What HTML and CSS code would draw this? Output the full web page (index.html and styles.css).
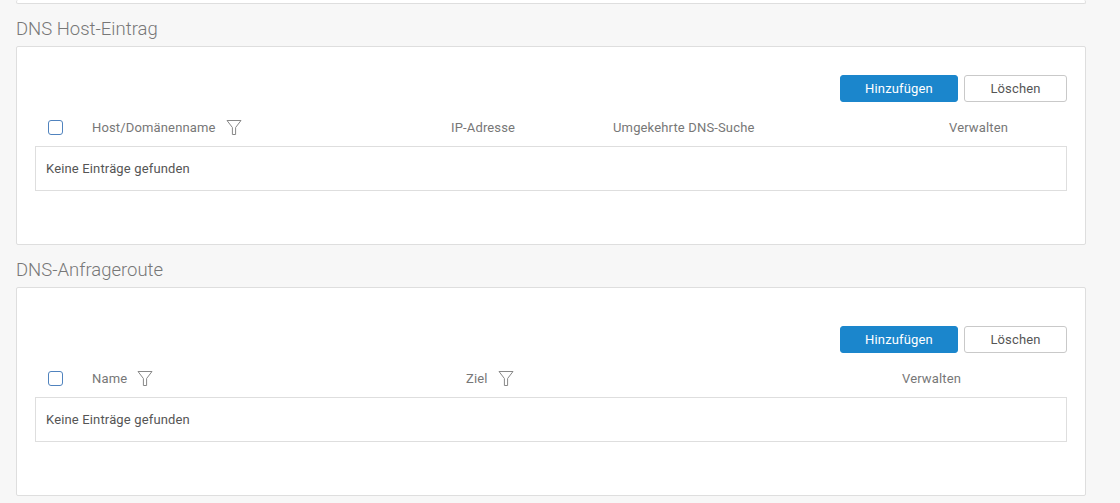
FILE: index.html
```html
<!DOCTYPE html>
<html lang="de">

<head>
  <meta charset="UTF-8" />
  <meta name="viewport" content="width=device-width, initial-scale=1.0" />
  <title>DNS</title>
  <link rel="stylesheet" href="styles.css">
</head>

<body>
  <div class="page">
    <div class="card card-stub"></div>

    <h2 class="section-title">DNS Host-Eintrag</h2>
    <div class="card">
      <div class="toolbar">
        <button class="btn btn-primary">Hinzufügen</button>
        <button class="btn">Löschen</button>
      </div>
      <div class="grid-head hosts">
        <span class="check"></span>
        <span class="col">Host/Domänenname
          <svg class="filter" viewBox="0 0 16 17"><path d="M1 1.5H15L9.6 8.5V15.5H6.4V8.5Z" /></svg>
        </span>
        <span class="col">IP-Adresse</span>
        <span class="col">Umgekehrte DNS-Suche</span>
        <span class="col">Verwalten</span>
      </div>
      <div class="grid-body">Keine Einträge gefunden</div>
    </div>

    <h2 class="section-title">DNS-Anfrageroute</h2>
    <div class="card card-tall">
      <div class="toolbar">
        <button class="btn btn-primary">Hinzufügen</button>
        <button class="btn">Löschen</button>
      </div>
      <div class="grid-head routes">
        <span class="check"></span>
        <span class="col">Name
          <svg class="filter" viewBox="0 0 16 17"><path d="M1 1.5H15L9.6 8.5V15.5H6.4V8.5Z" /></svg>
        </span>
        <span class="col">Ziel
          <svg class="filter" viewBox="0 0 16 17"><path d="M1 1.5H15L9.6 8.5V15.5H6.4V8.5Z" /></svg>
        </span>
        <span class="col">Verwalten</span>
      </div>
      <div class="grid-body">Keine Einträge gefunden</div>
    </div>
  </div>
</body>

</html>
```

FILE: styles.css
```css
body {
  margin: 0;
  background-color: #f7f7f7;
  font-family: Roboto, 'Noto Sans', sans-serif;
  color: #555;
}

.page {
  width: 1070px;
  padding-left: 16px;
}

.card {
  background-color: #fff;
  border: 1px solid #dedede;
  border-radius: 2px;
  padding: 28px 18px 53px;
}

.card-stub {
  height: 3px;
  padding: 0;
  border-top: none;
}

.card-tall {
  padding-top: 38px;
}

.section-title {
  margin: 0;
  padding: 15px 0 7px;
  font-size: 18.5px;
  line-height: 20px;
  font-weight: 300;
  color: #777;
}

.toolbar {
  display: flex;
  justify-content: flex-end;
  gap: 6px;
}

.btn {
  height: 27px;
  width: 103px;
  border: 1px solid #c9c9c9;
  border-radius: 3px;
  background-color: #fff;
  color: #555;
  font-family: inherit;
  font-size: 13px;
  letter-spacing: 0.15px;
  padding: 0;
}

.btn-primary {
  width: 118px;
  background-color: #1b86cc;
  border-color: #1b86cc;
  color: #fff;
}

.grid-head {
  display: grid;
  align-items: center;
  height: 38px;
  padding: 6px 0 0 13px;
  font-size: 13px;
  letter-spacing: 0.15px;
  color: #777;
}

.grid-head.hosts {
  grid-template-columns: 44px 359px 162px 336px auto;
}

.grid-head.routes {
  grid-template-columns: 44px 374px 436px auto;
}

.check {
  width: 13px;
  height: 13px;
  border: 1.5px solid #5083be;
  border-radius: 3px;
}

.col {
  display: flex;
  align-items: center;
}

.filter {
  width: 16px;
  height: 17px;
  margin-left: 10px;
  fill: none;
  stroke: #888;
  stroke-width: 1;
}

.grid-body {
  border: 1px solid #dedede;
  height: 43px;
  line-height: 43px;
  padding-left: 10px;
  font-size: 13px;
  letter-spacing: 0.15px;
  color: #555;
}
```
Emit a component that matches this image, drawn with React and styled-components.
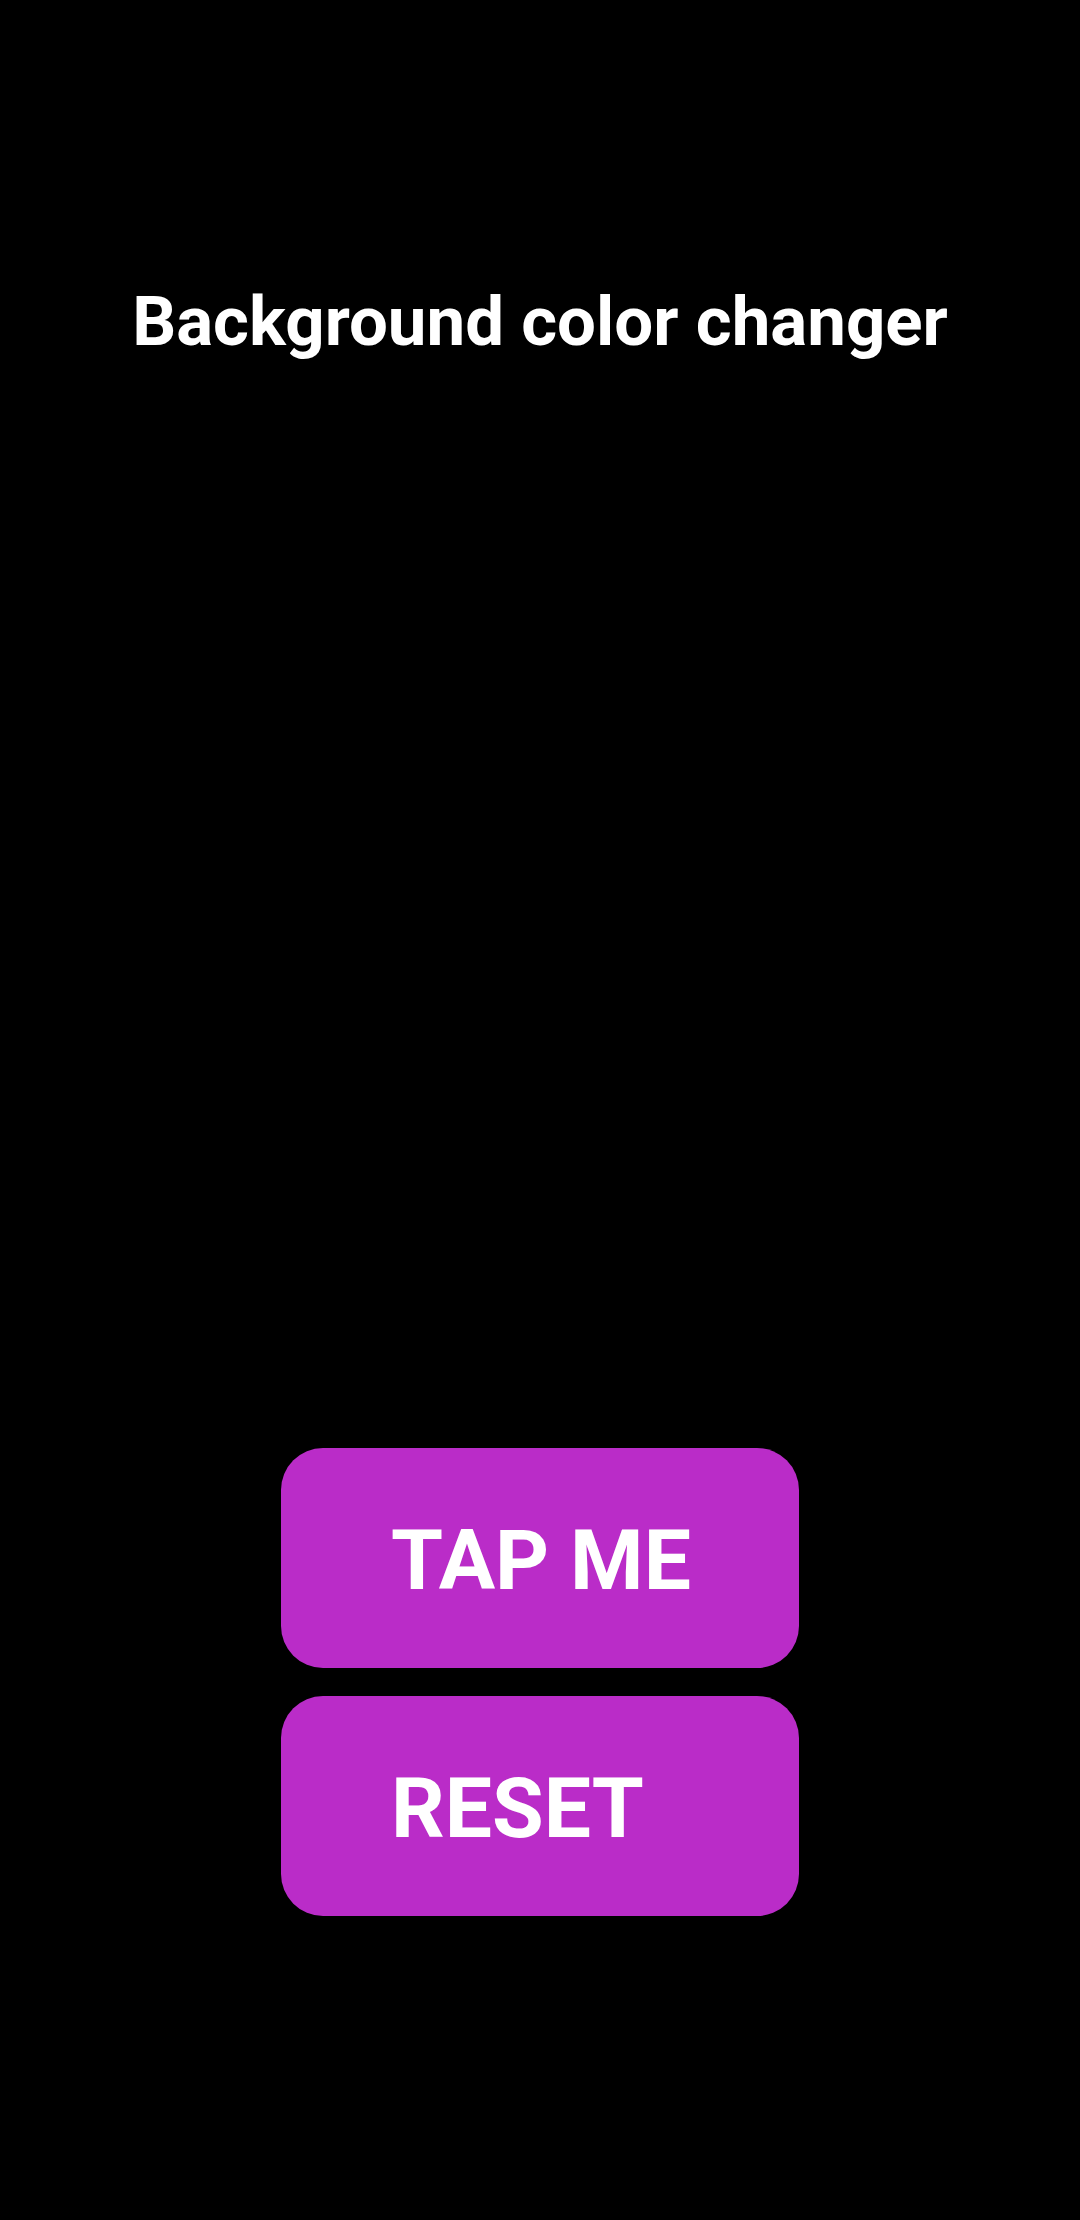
import React from "react";
import styled, { createGlobalStyle } from "styled-components";

const Global = createGlobalStyle`
  html, body { margin: 0; padding: 0; background: #000; }
  body { font-family: Roboto, "Noto Sans", "Liberation Sans", sans-serif; }
`;

const Screen = styled.div`
  width: 1080px;
  height: 2220px;
  background: #000;
  display: flex;
  flex-direction: column;
  align-items: center;
  box-sizing: border-box;
  padding-top: 283px;
`;

const Title = styled.h1`
  margin: 0;
  color: #fff;
  font-family: Roboto, "Liberation Sans", sans-serif;
  font-weight: 700;
  font-size: 69px;
  line-height: 77px;
  letter-spacing: 0;
`;

const Actions = styled.div`
  margin-top: 1088px;
  display: flex;
  flex-direction: column;
  gap: 28px;
`;

const Button = styled.button`
  width: 518px;
  height: 220px;
  border: none;
  border-radius: 42px;
  background: #ba2cc8;
  color: #fff;
  font-family: Roboto, "Liberation Sans", sans-serif;
  font-weight: 700;
  font-size: 84px;
  line-height: 1;
  text-align: left;
  padding: 6px 0 0 110px;
  display: flex;
  align-items: center;
  cursor: pointer;
`;

export default function App() {
  return (
    <>
      <Global />
      <Screen>
        <Title>Background color changer</Title>
        <Actions>
          <Button>TAP ME</Button>
          <Button>RESET</Button>
        </Actions>
      </Screen>
    </>
  );
}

-- -- --

» THE EXERCISE:
Pull out all lines from the listing that contain the string "this".

» WRITTEN REPLY:
What HTML and CSS code would draw this? Output the full web page (index.html and styles.css).
Emit a component that matches this image, drawn with React and styled-components.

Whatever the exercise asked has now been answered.